1

I'm attempting to use the nlme package to fit the Generalized beta of the 2nd kind distribution to simulated health cost data.

Running the following code on a test dataset:

Package installation (if necessary)

install.packages("withr", dependencies = T)
library(withr)
with_makevars(c(PKG_CFLAGS ="-std=gnu99"), 
       install.packages("cubature"), assignment="+=") 
install.packages("GB2", dependencies = T)
    install.packages("nlme", dependencies = T)

# load packages
library(cubature)
library(GB2)
library(nlme)

# Binary independent variables
age <- rbinom(n=1000, size=1, prob=.3)
sex <- rbinom(n=1000, size=1, prob=.5)
trmt <- rbinom(n=1000, size=1, prob=.5)

# GB2 parameter equations
shape1 <- exp(rnorm(n=1000, mean=.1 + age/100 - sex/10 + trmt/10, sd=.3))
scale <- exp(rnorm(n=1000, mean=7 + age/50 + sex - trmt, sd=.5))
shape2 <- exp(rnorm(n=1000, mean=1.5 + age/100 + sex/10 - trmt/10, sd=.3))
shape3 <- exp(rnorm(n=1000, mean=.5 + age/100 - sex/10 - trmt/10, sd=.3))

# Outcome
y <- rgb2(1000, shape1, scale, shape2, shape3)

# Create test dataset
df <- data.frame(cbind(y,age,sex,trmt,shape1,scale,shape2,shape3))

# Fit GB2 distribution to data
gb2_fit <- nlme(y ~ scale*beta(shape2 + 1/shape1, shape3 - 1/shape1)/beta(shape2, shape3),
           # data = list(y=df_gb2_test[,1]),
           data = df,
           fixed = list(shape1 ~ age + sex + trmt, 
                        scale ~ age + sex + trmt, 
                        shape2 ~ age + sex + trmt, 
                        shape3 ~ age + sex + trmt),
           start = list(fixed = c(shape1 = 1.00, scale = 100, shape2 = 1.00, shape3 = 1.00)))

I get the error:

Error in parse(text = paste("~", paste(nVal, collapse = "/"))) : 
  <text>:2:0: unexpected end of input
1: ~ 
   ^

Any ideas what I'm doing wrong?

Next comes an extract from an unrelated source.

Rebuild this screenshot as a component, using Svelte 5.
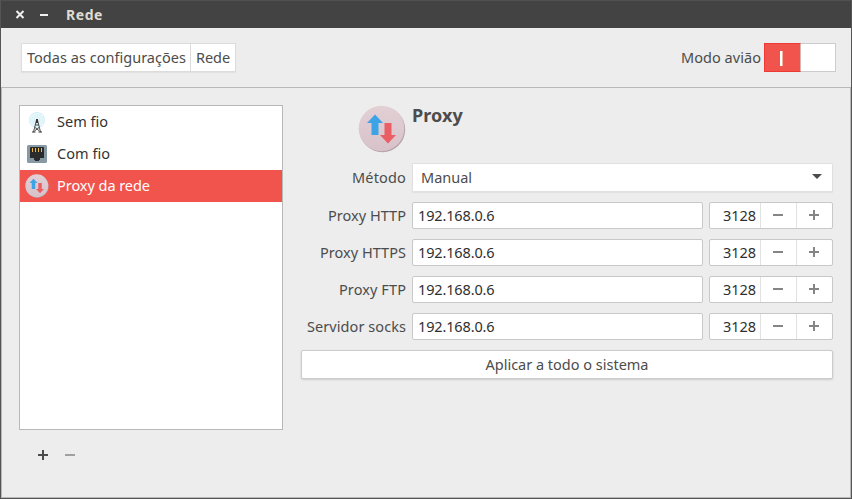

I seem to be using the tilde operator correctly.

RobertF
  • 824
  • 2
  • 14
  • 40

2 Answers2

1

I think nlme doesn't do what you think it does. It does nonlinear least squares mixed models; i.e., the response is assumed to be Gaussian, and there is assumed to be a random effect (perhaps you're confusing this with SAS PROC NLMIXED, which is more general?

library(bbmle)

## we need a version of the density function that takes a 'log' argument
dgb2B <- function(..., log=FALSE) {
  r <- GB2::dgb2(...)
  if (!log) r else log(r)
}

## don't include shape1, scale shape2, shape3 in the data, that confuses things
df2 <- df[,c("y","age","sex", "trmt")]


## fit homogeneous model
m1 <- mle2(y ~ dgb2B(shape1, scale, shape2, shape3),
     method="Nelder-Mead",
     trace=TRUE,
     data=df2,
     start = list(shape1 = 1.00, scale = 100, shape2 = 1.00, shape3 = 1.00))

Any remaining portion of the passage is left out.